■ Direction
Repeat the listing in full, exactly as it stands.

■ Material

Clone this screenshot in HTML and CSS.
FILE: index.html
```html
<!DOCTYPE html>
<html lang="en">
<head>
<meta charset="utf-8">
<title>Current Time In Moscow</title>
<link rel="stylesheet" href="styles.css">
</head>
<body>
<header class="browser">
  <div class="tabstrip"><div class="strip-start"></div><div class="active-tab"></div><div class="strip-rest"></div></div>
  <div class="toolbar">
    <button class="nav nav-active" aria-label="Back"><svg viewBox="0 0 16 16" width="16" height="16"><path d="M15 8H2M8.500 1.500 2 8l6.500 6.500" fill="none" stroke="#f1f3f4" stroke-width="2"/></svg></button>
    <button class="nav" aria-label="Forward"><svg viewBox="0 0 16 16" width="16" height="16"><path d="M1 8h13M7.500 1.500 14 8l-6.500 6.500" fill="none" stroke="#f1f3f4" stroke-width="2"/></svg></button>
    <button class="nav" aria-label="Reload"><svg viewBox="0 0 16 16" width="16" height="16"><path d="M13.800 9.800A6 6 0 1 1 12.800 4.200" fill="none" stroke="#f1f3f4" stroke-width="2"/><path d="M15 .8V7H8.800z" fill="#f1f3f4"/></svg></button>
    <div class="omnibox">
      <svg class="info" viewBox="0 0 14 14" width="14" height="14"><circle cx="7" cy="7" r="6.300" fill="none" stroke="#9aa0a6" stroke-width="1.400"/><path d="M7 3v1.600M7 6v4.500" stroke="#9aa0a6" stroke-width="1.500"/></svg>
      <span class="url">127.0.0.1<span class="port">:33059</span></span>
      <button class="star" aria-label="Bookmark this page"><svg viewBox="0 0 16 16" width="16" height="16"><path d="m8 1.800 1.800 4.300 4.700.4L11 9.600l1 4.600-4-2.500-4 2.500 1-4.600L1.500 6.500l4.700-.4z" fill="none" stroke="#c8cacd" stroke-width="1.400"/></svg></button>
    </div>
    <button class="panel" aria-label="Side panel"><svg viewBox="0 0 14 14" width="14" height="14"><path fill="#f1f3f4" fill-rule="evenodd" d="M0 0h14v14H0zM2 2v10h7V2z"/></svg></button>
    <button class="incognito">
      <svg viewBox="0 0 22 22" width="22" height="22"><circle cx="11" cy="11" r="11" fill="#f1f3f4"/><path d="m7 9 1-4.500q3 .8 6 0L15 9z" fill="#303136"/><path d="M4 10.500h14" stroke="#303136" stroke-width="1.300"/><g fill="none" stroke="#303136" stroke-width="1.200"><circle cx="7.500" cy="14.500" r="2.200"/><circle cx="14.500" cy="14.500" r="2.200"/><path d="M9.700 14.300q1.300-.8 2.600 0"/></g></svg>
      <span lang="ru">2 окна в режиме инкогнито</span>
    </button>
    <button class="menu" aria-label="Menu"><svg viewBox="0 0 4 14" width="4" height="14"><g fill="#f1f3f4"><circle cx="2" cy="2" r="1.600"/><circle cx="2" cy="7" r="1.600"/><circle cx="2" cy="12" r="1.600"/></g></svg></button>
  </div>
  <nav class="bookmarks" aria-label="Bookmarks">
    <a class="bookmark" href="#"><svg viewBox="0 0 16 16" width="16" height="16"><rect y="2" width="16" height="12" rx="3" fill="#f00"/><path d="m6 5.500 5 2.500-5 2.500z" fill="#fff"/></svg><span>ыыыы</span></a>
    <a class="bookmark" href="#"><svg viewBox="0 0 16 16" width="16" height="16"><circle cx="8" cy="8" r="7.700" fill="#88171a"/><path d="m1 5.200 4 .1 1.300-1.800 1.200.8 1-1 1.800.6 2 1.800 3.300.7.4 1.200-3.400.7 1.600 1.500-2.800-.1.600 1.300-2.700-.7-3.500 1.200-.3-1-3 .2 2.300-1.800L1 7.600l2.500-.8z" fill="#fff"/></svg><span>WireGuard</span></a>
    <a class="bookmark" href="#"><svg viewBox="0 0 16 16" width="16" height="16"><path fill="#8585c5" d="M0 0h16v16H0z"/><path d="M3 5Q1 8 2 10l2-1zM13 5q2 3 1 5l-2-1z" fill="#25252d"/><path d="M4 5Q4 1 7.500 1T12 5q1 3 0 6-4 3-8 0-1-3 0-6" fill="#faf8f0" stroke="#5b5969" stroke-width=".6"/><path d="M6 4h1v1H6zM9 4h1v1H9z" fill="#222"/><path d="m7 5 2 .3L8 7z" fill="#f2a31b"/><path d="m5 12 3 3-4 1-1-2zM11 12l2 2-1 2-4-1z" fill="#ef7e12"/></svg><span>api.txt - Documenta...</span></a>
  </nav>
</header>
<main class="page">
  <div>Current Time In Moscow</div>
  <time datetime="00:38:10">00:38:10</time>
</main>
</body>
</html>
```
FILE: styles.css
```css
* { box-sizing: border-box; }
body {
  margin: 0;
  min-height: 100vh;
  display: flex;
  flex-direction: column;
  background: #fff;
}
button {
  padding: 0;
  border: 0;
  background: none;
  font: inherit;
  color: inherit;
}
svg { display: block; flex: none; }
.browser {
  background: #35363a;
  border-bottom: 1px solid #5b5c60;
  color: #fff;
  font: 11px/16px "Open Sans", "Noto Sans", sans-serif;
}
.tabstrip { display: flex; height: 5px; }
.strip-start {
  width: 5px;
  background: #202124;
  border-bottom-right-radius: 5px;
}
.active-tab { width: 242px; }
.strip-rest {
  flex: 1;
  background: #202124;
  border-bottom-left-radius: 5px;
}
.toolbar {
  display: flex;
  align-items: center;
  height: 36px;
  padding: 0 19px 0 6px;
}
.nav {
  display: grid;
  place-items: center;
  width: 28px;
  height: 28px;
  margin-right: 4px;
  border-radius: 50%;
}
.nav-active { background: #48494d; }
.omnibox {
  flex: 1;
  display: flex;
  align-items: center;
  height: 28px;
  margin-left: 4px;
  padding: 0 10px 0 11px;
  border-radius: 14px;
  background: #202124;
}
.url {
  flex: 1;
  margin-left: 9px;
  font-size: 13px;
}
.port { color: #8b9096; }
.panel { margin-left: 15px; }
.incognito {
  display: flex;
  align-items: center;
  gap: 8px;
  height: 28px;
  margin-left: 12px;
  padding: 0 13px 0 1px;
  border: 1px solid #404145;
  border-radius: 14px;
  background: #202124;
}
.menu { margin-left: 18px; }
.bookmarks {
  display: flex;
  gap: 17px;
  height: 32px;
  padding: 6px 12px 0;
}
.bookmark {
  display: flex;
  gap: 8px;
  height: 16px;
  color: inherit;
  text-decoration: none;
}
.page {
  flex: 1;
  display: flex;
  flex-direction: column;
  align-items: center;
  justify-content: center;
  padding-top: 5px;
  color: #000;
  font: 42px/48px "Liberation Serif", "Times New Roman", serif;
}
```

■ Task answer
Clone this screenshot in HTML and CSS.
FILE: index.html
```html
<!DOCTYPE html>
<html lang="en">
<head>
<meta charset="utf-8">
<title>Current Time In Moscow</title>
<link rel="stylesheet" href="styles.css">
</head>
<body>
<header class="browser">
  <div class="tabstrip"><div class="strip-start"></div><div class="active-tab"></div><div class="strip-rest"></div></div>
  <div class="toolbar">
    <button class="nav nav-active" aria-label="Back"><svg viewBox="0 0 16 16" width="16" height="16"><path d="M15 8H2M8.500 1.500 2 8l6.500 6.500" fill="none" stroke="#f1f3f4" stroke-width="2"/></svg></button>
    <button class="nav" aria-label="Forward"><svg viewBox="0 0 16 16" width="16" height="16"><path d="M1 8h13M7.500 1.500 14 8l-6.500 6.500" fill="none" stroke="#f1f3f4" stroke-width="2"/></svg></button>
    <button class="nav" aria-label="Reload"><svg viewBox="0 0 16 16" width="16" height="16"><path d="M13.800 9.800A6 6 0 1 1 12.800 4.200" fill="none" stroke="#f1f3f4" stroke-width="2"/><path d="M15 .8V7H8.800z" fill="#f1f3f4"/></svg></button>
    <div class="omnibox">
      <svg class="info" viewBox="0 0 14 14" width="14" height="14"><circle cx="7" cy="7" r="6.300" fill="none" stroke="#9aa0a6" stroke-width="1.400"/><path d="M7 3v1.600M7 6v4.500" stroke="#9aa0a6" stroke-width="1.500"/></svg>
      <span class="url">127.0.0.1<span class="port">:33059</span></span>
      <button class="star" aria-label="Bookmark this page"><svg viewBox="0 0 16 16" width="16" height="16"><path d="m8 1.800 1.800 4.300 4.700.4L11 9.600l1 4.600-4-2.500-4 2.500 1-4.600L1.500 6.500l4.700-.4z" fill="none" stroke="#c8cacd" stroke-width="1.400"/></svg></button>
    </div>
    <button class="panel" aria-label="Side panel"><svg viewBox="0 0 14 14" width="14" height="14"><path fill="#f1f3f4" fill-rule="evenodd" d="M0 0h14v14H0zM2 2v10h7V2z"/></svg></button>
    <button class="incognito">
      <svg viewBox="0 0 22 22" width="22" height="22"><circle cx="11" cy="11" r="11" fill="#f1f3f4"/><path d="m7 9 1-4.500q3 .8 6 0L15 9z" fill="#303136"/><path d="M4 10.500h14" stroke="#303136" stroke-width="1.300"/><g fill="none" stroke="#303136" stroke-width="1.200"><circle cx="7.500" cy="14.500" r="2.200"/><circle cx="14.500" cy="14.500" r="2.200"/><path d="M9.700 14.300q1.300-.8 2.600 0"/></g></svg>
      <span lang="ru">2 окна в режиме инкогнито</span>
    </button>
    <button class="menu" aria-label="Menu"><svg viewBox="0 0 4 14" width="4" height="14"><g fill="#f1f3f4"><circle cx="2" cy="2" r="1.600"/><circle cx="2" cy="7" r="1.600"/><circle cx="2" cy="12" r="1.600"/></g></svg></button>
  </div>
  <nav class="bookmarks" aria-label="Bookmarks">
    <a class="bookmark" href="#"><svg viewBox="0 0 16 16" width="16" height="16"><rect y="2" width="16" height="12" rx="3" fill="#f00"/><path d="m6 5.500 5 2.500-5 2.500z" fill="#fff"/></svg><span>ыыыы</span></a>
    <a class="bookmark" href="#"><svg viewBox="0 0 16 16" width="16" height="16"><circle cx="8" cy="8" r="7.700" fill="#88171a"/><path d="m1 5.200 4 .1 1.300-1.800 1.200.8 1-1 1.800.6 2 1.800 3.300.7.4 1.200-3.400.7 1.600 1.500-2.800-.1.600 1.300-2.700-.7-3.500 1.200-.3-1-3 .2 2.300-1.800L1 7.600l2.500-.8z" fill="#fff"/></svg><span>WireGuard</span></a>
    <a class="bookmark" href="#"><svg viewBox="0 0 16 16" width="16" height="16"><path fill="#8585c5" d="M0 0h16v16H0z"/><path d="M3 5Q1 8 2 10l2-1zM13 5q2 3 1 5l-2-1z" fill="#25252d"/><path d="M4 5Q4 1 7.500 1T12 5q1 3 0 6-4 3-8 0-1-3 0-6" fill="#faf8f0" stroke="#5b5969" stroke-width=".6"/><path d="M6 4h1v1H6zM9 4h1v1H9z" fill="#222"/><path d="m7 5 2 .3L8 7z" fill="#f2a31b"/><path d="m5 12 3 3-4 1-1-2zM11 12l2 2-1 2-4-1z" fill="#ef7e12"/></svg><span>api.txt - Documenta...</span></a>
  </nav>
</header>
<main class="page">
  <div>Current Time In Moscow</div>
  <time datetime="00:38:10">00:38:10</time>
</main>
</body>
</html>
```
FILE: styles.css
```css
* { box-sizing: border-box; }
body {
  margin: 0;
  min-height: 100vh;
  display: flex;
  flex-direction: column;
  background: #fff;
}
button {
  padding: 0;
  border: 0;
  background: none;
  font: inherit;
  color: inherit;
}
svg { display: block; flex: none; }
.browser {
  background: #35363a;
  border-bottom: 1px solid #5b5c60;
  color: #fff;
  font: 11px/16px "Open Sans", "Noto Sans", sans-serif;
}
.tabstrip { display: flex; height: 5px; }
.strip-start {
  width: 5px;
  background: #202124;
  border-bottom-right-radius: 5px;
}
.active-tab { width: 242px; }
.strip-rest {
  flex: 1;
  background: #202124;
  border-bottom-left-radius: 5px;
}
.toolbar {
  display: flex;
  align-items: center;
  height: 36px;
  padding: 0 19px 0 6px;
}
.nav {
  display: grid;
  place-items: center;
  width: 28px;
  height: 28px;
  margin-right: 4px;
  border-radius: 50%;
}
.nav-active { background: #48494d; }
.omnibox {
  flex: 1;
  display: flex;
  align-items: center;
  height: 28px;
  margin-left: 4px;
  padding: 0 10px 0 11px;
  border-radius: 14px;
  background: #202124;
}
.url {
  flex: 1;
  margin-left: 9px;
  font-size: 13px;
}
.port { color: #8b9096; }
.panel { margin-left: 15px; }
.incognito {
  display: flex;
  align-items: center;
  gap: 8px;
  height: 28px;
  margin-left: 12px;
  padding: 0 13px 0 1px;
  border: 1px solid #404145;
  border-radius: 14px;
  background: #202124;
}
.menu { margin-left: 18px; }
.bookmarks {
  display: flex;
  gap: 17px;
  height: 32px;
  padding: 6px 12px 0;
}
.bookmark {
  display: flex;
  gap: 8px;
  height: 16px;
  color: inherit;
  text-decoration: none;
}
.page {
  flex: 1;
  display: flex;
  flex-direction: column;
  align-items: center;
  justify-content: center;
  padding-top: 5px;
  color: #000;
  font: 42px/48px "Liberation Serif", "Times New Roman", serif;
}
```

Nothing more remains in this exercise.